Provided material:
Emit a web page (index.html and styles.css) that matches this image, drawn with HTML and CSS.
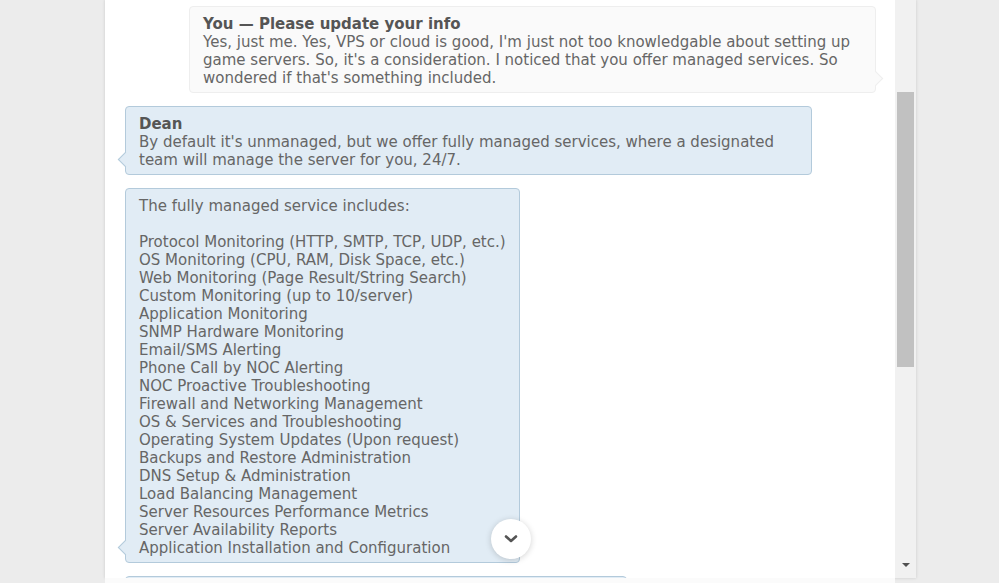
FILE: index.html
```html
<!DOCTYPE html>
<html lang="en">
<head>
    <meta charset="UTF-8">
    <meta name="viewport" content="width=device-width, initial-scale=1.0">
    <title>Chat transcript</title>
    <link rel="stylesheet" href="styles.css">
</head>
<body>
    <div class="panel">
        <div class="chat">
            <div class="log">
                <div class="msg msg-you">
                    <div class="author">You — Please update your info</div>
                    <div class="text">Yes, just me. Yes, VPS or cloud is good, I'm just not too knowledgable about setting up game servers. So, it's a consideration. I noticed that you offer managed services. So wondered if that's something included.</div>
                </div>

                <div class="msg msg-agent">
                    <div class="author">Dean</div>
                    <div class="text">By default it's unmanaged, but we offer fully managed services, where a designated team will manage the server for you, 24/7.</div>
                </div>

                <div class="msg msg-agent msg-list">
                    <div class="text">The fully managed service includes:

Protocol Monitoring (HTTP, SMTP, TCP, UDP, etc.)
OS Monitoring (CPU, RAM, Disk Space, etc.)
Web Monitoring (Page Result/String Search)
Custom Monitoring (up to 10/server)
Application Monitoring
SNMP Hardware Monitoring
Email/SMS Alerting
Phone Call by NOC Alerting
NOC Proactive Troubleshooting
Firewall and Networking Management
OS &amp; Services and Troubleshooting
Operating System Updates (Upon request)
Backups and Restore Administration
DNS Setup &amp; Administration
Load Balancing Management
Server Resources Performance Metrics
Server Availability Reports
Application Installation and Configuration</div>
                </div>

                <div class="msg msg-agent msg-next">
                    <div class="text">&nbsp;</div>
                </div>
            </div>

            <button class="scroll-down" title="Scroll to bottom">
                <svg width="14" height="10" viewBox="0 0 14 10">
                    <path d="M2 2.5 L7 7 L12 2.5" fill="none" stroke="#555" stroke-width="2.6" stroke-linecap="round" stroke-linejoin="round"/>
                </svg>
            </button>
        </div>

        <div class="scrollbar">
            <div class="thumb"></div>
            <div class="arrow-down"></div>
        </div>
    </div>
    <div class="composer"></div>
</body>
</html>
```

FILE: styles.css
```css
body {
    margin: 0;
    height: 583px;
    overflow: hidden;
    background-color: #ececec;
    font-family: 'DejaVu Sans', Verdana, sans-serif;
    font-size: 15px;
    line-height: 18px;
    color: #666;
}

.panel {
    display: flex;
    width: 811px;
    height: 578px;
    margin-left: 105px;
    background-color: #fff;
    box-shadow: 0 0 3px rgba(0, 0, 0, 0.15);
}

.composer {
    width: 790px;
    height: 5px;
    margin-left: 105px;
    background-color: #fbfbfb;
}

.chat {
    position: relative;
    flex: 1;
    overflow: hidden;
}

.log {
    display: flex;
    flex-direction: column;
    align-items: flex-start;
    gap: 13px;
    padding: 6px 19px 0 20px;
}

.msg {
    position: relative;
    max-width: 659px;
    padding: 8px 13px 5px;
    border: 1px solid #b3cadb;
    border-radius: 4px;
    background-color: #e1ecf5;
}

.msg::before {
    content: '';
    position: absolute;
    left: -6px;
    bottom: 9px;
    width: 10px;
    height: 10px;
    border-left: 1px solid #b3cadb;
    border-bottom: 1px solid #b3cadb;
    background-color: inherit;
    transform: rotate(45deg);
}

.msg-you {
    align-self: flex-end;
    border-color: #eee;
    background-color: #fafafa;
}

.msg-you::before {
    left: auto;
    right: -6px;
    bottom: 8px;
    border: none;
    border-top: 1px solid #eee;
    border-right: 1px solid #eee;
}

.msg-next::before {
    display: none;
}

.msg-next {
    width: 474px;
}

.author {
    font-weight: bold;
    color: #555;
}

.text {
    white-space: pre-line;
}

.scroll-down {
    position: absolute;
    left: 386px;
    top: 519px;
    width: 40px;
    height: 40px;
    padding: 0;
    border: none;
    border-radius: 50%;
    background-color: #fff;
    box-shadow: 0 1px 6px rgba(0, 0, 0, 0.18);
    display: flex;
    align-items: center;
    justify-content: center;
    cursor: pointer;
}

.scrollbar {
    display: flex;
    flex-direction: column;
    width: 21px;
    padding: 92px 2px 0;
    box-sizing: border-box;
    background-color: #f1f1f1;
}

.thumb {
    height: 275px;
    background-color: #c1c1c1;
}

.arrow-down {
    margin: auto auto 11px;
    width: 0;
    height: 0;
    border-left: 4px solid transparent;
    border-right: 4px solid transparent;
    border-top: 4px solid #505050;
}
```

Goal: Quote the material exactly. Pictures stay out.

Task result:
Emit a web page (index.html and styles.css) that matches this image, drawn with HTML and CSS.
FILE: index.html
```html
<!DOCTYPE html>
<html lang="en">
<head>
    <meta charset="UTF-8">
    <meta name="viewport" content="width=device-width, initial-scale=1.0">
    <title>Chat transcript</title>
    <link rel="stylesheet" href="styles.css">
</head>
<body>
    <div class="panel">
        <div class="chat">
            <div class="log">
                <div class="msg msg-you">
                    <div class="author">You — Please update your info</div>
                    <div class="text">Yes, just me. Yes, VPS or cloud is good, I'm just not too knowledgable about setting up game servers. So, it's a consideration. I noticed that you offer managed services. So wondered if that's something included.</div>
                </div>

                <div class="msg msg-agent">
                    <div class="author">Dean</div>
                    <div class="text">By default it's unmanaged, but we offer fully managed services, where a designated team will manage the server for you, 24/7.</div>
                </div>

                <div class="msg msg-agent msg-list">
                    <div class="text">The fully managed service includes:

Protocol Monitoring (HTTP, SMTP, TCP, UDP, etc.)
OS Monitoring (CPU, RAM, Disk Space, etc.)
Web Monitoring (Page Result/String Search)
Custom Monitoring (up to 10/server)
Application Monitoring
SNMP Hardware Monitoring
Email/SMS Alerting
Phone Call by NOC Alerting
NOC Proactive Troubleshooting
Firewall and Networking Management
OS &amp; Services and Troubleshooting
Operating System Updates (Upon request)
Backups and Restore Administration
DNS Setup &amp; Administration
Load Balancing Management
Server Resources Performance Metrics
Server Availability Reports
Application Installation and Configuration</div>
                </div>

                <div class="msg msg-agent msg-next">
                    <div class="text">&nbsp;</div>
                </div>
            </div>

            <button class="scroll-down" title="Scroll to bottom">
                <svg width="14" height="10" viewBox="0 0 14 10">
                    <path d="M2 2.5 L7 7 L12 2.5" fill="none" stroke="#555" stroke-width="2.6" stroke-linecap="round" stroke-linejoin="round"/>
                </svg>
            </button>
        </div>

        <div class="scrollbar">
            <div class="thumb"></div>
            <div class="arrow-down"></div>
        </div>
    </div>
    <div class="composer"></div>
</body>
</html>
```

FILE: styles.css
```css
body {
    margin: 0;
    height: 583px;
    overflow: hidden;
    background-color: #ececec;
    font-family: 'DejaVu Sans', Verdana, sans-serif;
    font-size: 15px;
    line-height: 18px;
    color: #666;
}

.panel {
    display: flex;
    width: 811px;
    height: 578px;
    margin-left: 105px;
    background-color: #fff;
    box-shadow: 0 0 3px rgba(0, 0, 0, 0.15);
}

.composer {
    width: 790px;
    height: 5px;
    margin-left: 105px;
    background-color: #fbfbfb;
}

.chat {
    position: relative;
    flex: 1;
    overflow: hidden;
}

.log {
    display: flex;
    flex-direction: column;
    align-items: flex-start;
    gap: 13px;
    padding: 6px 19px 0 20px;
}

.msg {
    position: relative;
    max-width: 659px;
    padding: 8px 13px 5px;
    border: 1px solid #b3cadb;
    border-radius: 4px;
    background-color: #e1ecf5;
}

.msg::before {
    content: '';
    position: absolute;
    left: -6px;
    bottom: 9px;
    width: 10px;
    height: 10px;
    border-left: 1px solid #b3cadb;
    border-bottom: 1px solid #b3cadb;
    background-color: inherit;
    transform: rotate(45deg);
}

.msg-you {
    align-self: flex-end;
    border-color: #eee;
    background-color: #fafafa;
}

.msg-you::before {
    left: auto;
    right: -6px;
    bottom: 8px;
    border: none;
    border-top: 1px solid #eee;
    border-right: 1px solid #eee;
}

.msg-next::before {
    display: none;
}

.msg-next {
    width: 474px;
}

.author {
    font-weight: bold;
    color: #555;
}

.text {
    white-space: pre-line;
}

.scroll-down {
    position: absolute;
    left: 386px;
    top: 519px;
    width: 40px;
    height: 40px;
    padding: 0;
    border: none;
    border-radius: 50%;
    background-color: #fff;
    box-shadow: 0 1px 6px rgba(0, 0, 0, 0.18);
    display: flex;
    align-items: center;
    justify-content: center;
    cursor: pointer;
}

.scrollbar {
    display: flex;
    flex-direction: column;
    width: 21px;
    padding: 92px 2px 0;
    box-sizing: border-box;
    background-color: #f1f1f1;
}

.thumb {
    height: 275px;
    background-color: #c1c1c1;
}

.arrow-down {
    margin: auto auto 11px;
    width: 0;
    height: 0;
    border-left: 4px solid transparent;
    border-right: 4px solid transparent;
    border-top: 4px solid #505050;
}
```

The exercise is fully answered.